Early Benznidazole Treatment Improves Outcomes in Chagas Disease
If used in the early phases of the disease, benznidazole treatment may result in better clinical and parasitologic outcomes.
Benznidazole treatment during the early phases of chronic Chagas disease infection significantly reduced parasitemiaas well as the prevalence of markers of severe cardiomyopathy and mortality after 2 years of follow-up, according to data published in PLoS Neglected Tropical Diseases (ClinicalTrials.gov: NCT02646943).
Patients with Chagas disease from 21 remote towns were enrolled and a total of 1813 were evaluated at baseline and after the 2-year follow-up. The treatment group included 493 patients who had previously received at least 1 course of benznidazole, and the remaining 1320 participants formed the control group.
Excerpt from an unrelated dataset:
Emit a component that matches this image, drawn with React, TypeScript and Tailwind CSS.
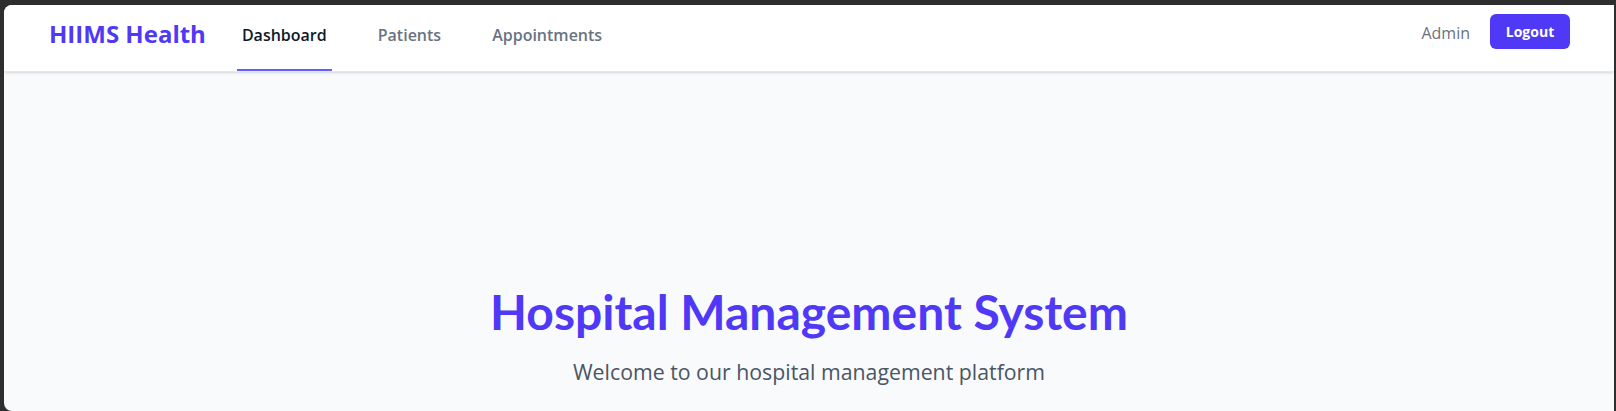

Mortality after 2 years was 6.3%. The mortality rate was 2.8% in the treatment group and 7.6% in the control group (adjusted odds ratio [OR], 0.37; 95%CI, 0.21-0.63). Typical abnormal electrocardiograms associated with Chagas disease and high age-adjusted N-terminal pro brain natriuretic protein levels indicative of heart failure were also lower in the treatment group (OR, 0.35; 95%CI, 0.23-0.53), as were rates of polymerase chain reaction positivity (OR, 0.35; 95%CI, 0.27-0.45).
The duration of previous drug treatment was self-reported and most patients had used benznidazole up to 10 years prior to study participation. Therefore, the information concerning dosages and duration of treatment is less reliable as a result of memory bias. Further, the study investigators could not confirm the similarities in the clinical profiles of those who had received treatment. Investigators attempted to reduce these common observational study design biases as much as possible using a matching method, which was confirmed by multivariate analysis.
The study investigators concluded that “if used in the early phases of the disease, benznidazole treatment may result in better clinical and parasitological outcomes.” This remains an important finding because there are millions of cases of untreated Chagas disease globally and there is a lack of new treatment options. Investigators further suggested that “it is reasonable to consider treating all Chagas disease patients without advanced cardiopathy with benznidazole, especially those who are less than 50 years of age.”
Cardoso CS, Ribeiro ALP, Oliveira CDL, et al. Beneficial effects of benznidazole in Chagas disease: NIH SaMi-Trop cohort study. PLoS Negl Trop Dis. 2018;12:e0006814.